Number of disk stripes per object is a vSAN SPBM policy that I don’t see implemented often. It’s probably because vSAN performs great and doesn’t need additional tuning in most cases.

Just in case you are running vSAN on hybrid cluster (it improves destaging from cache to capacity) or have a case for a particular VMDK that would benefit from the access to the IOPS available through a disk group or disk groups, you might want to check this SPBM.

Let’s see some examples for a simple 3-node cluster.

VMDK with STRIPE=1 will have two copies on two hosts and a witness metadata on a third host. I am assuming the disk is less than 255GB, if it is more than 255GB, vSAN will stripe the object for us anyway.

[by the way the default stripe >255GB differs from stripe defined by SPBM, because the components could sometimes be placed on the same disks and when it is controlled by SPBM, there are always different disks]

VMDK with STRIPE=3 will also have two copies on two hosts and a witness metadata on a third host. BUT the copies will reside on 3 disks instead on 1 disk. On ESXi 2 one part of the stripe is on disk group DG1 and the second part is on DG2 – so there is an extra boost because two disk caches are used for this replica.

VMDK with STRIPE=4 will again have two copies on two hosts and a witness metadata on a third host. BUT the copies will reside on 4 disks instead on 1 disk. On ESXi 2 and ESXi 3 one part of the stripe is on disk group DG1 and the second on DG2 – so again there is an extra boost because two disk caches are used for this replica.

vSAN will place the components of the object automatically for us, we don’t have to configure it. The only we configure is the number of disks we want to use the stripe on. We also need to have enough disks available for stripe to happen.

Remember, objects can be striped across disks within a disk group but also across different disk groups in the same or even a different hosts.

Now, let’s see a different example, this time we have more hosts and erasure coding.

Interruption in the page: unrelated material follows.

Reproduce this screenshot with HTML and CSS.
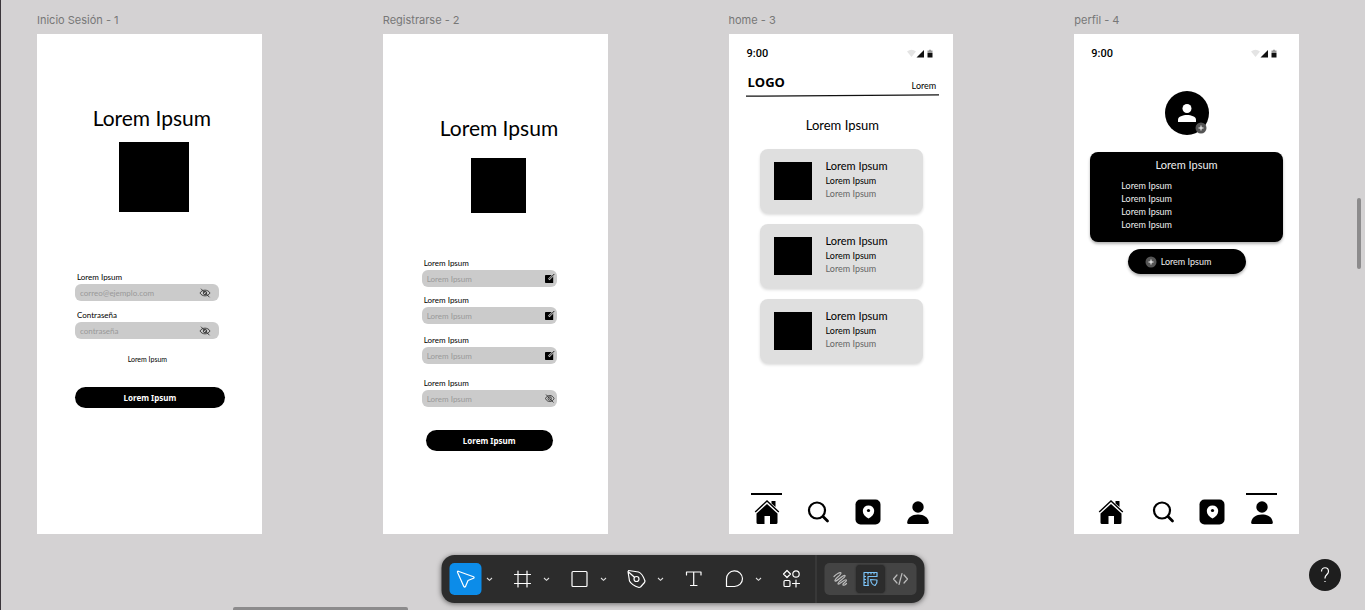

Stripe also works together for RAID-5 and RAID-6 polices.

In this example we have 8 hosts. VMDK uses RAID-6 policy (min. 6 hosts are required for this). Imagine we have just one VM with only one VMDK that uses this 8 hosts exclusively. With STRIPE=1 the components of VMDK would be placed on 6 hosts only and 2 hosts will be “empty”. STRIPE > 1 will increase the probability that components will also be placed on other hosts and more disks (cache and capacity) will be used for better disk utilization.

I marked hosts in the middle as FD=2 and FD=5 just to emphasize that they have components of the same object for this particular VMDK.